You know, the more I think about 2003, the harder it’s getting to keep this post shorter than the Book of Job. The Ramirez trade wasn’t the only trade DL made that year. He also dealt Scott Sauerbeck and Mike Gonzalez to Boston for Brandon Lyon and Anastacio Martinez, then decided that Lyon’s arm was bad and sent Lyon, Martinez, and Jeff Suppan to Boston for Gonzalez and Freddy Sanchez. The net of the trade was Sauerbeck and Suppan for Sanchez. I seem to recall this deal making Pirate fans almost as angry as the Ramirez deal at the time.
If that weren’t enough, Brian Giles was then shipped to San Diego after the trade deadline for Jason Bay, Oliver Perez, and Corey Stewart. Bay put up a fairly respectable line with the Pirates in his 100 or so ABs and managed to drive in 8 runs in the front end of a double-header against the Cubs in mid-September. As bad as Ramirez trade looked off the bat, the Giles trade always looked pretty good.

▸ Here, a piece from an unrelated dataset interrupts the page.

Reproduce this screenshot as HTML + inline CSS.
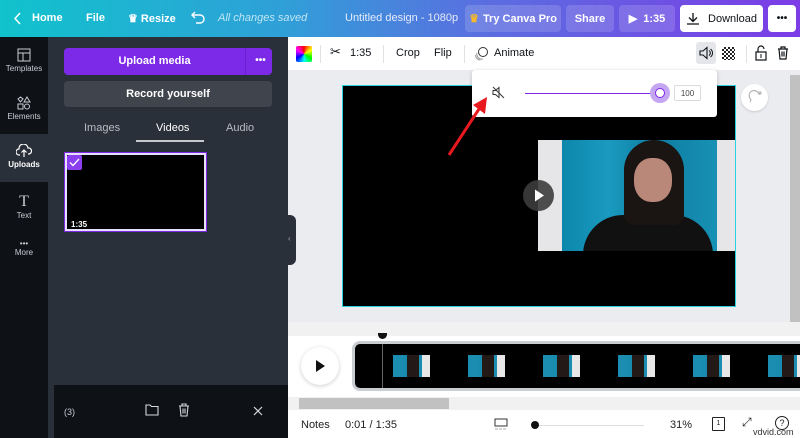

So many things happened in 2003. I mean, Matt Stairs was a Pirate! He spent all year hacking away with his awesome swing at the right field wall and he rolled several balls into rolling into the Allegheny. It was a pretty wild year, in all, that could be remembered for the Giles trade or that the team played about .500 ball for the last 100 games. Instead, we can remember that Dave Littlefield traded a 25-year-old budding All-Star for Jose Hernandez and Bobby Hill.
I don’t think this team deserves us as fans.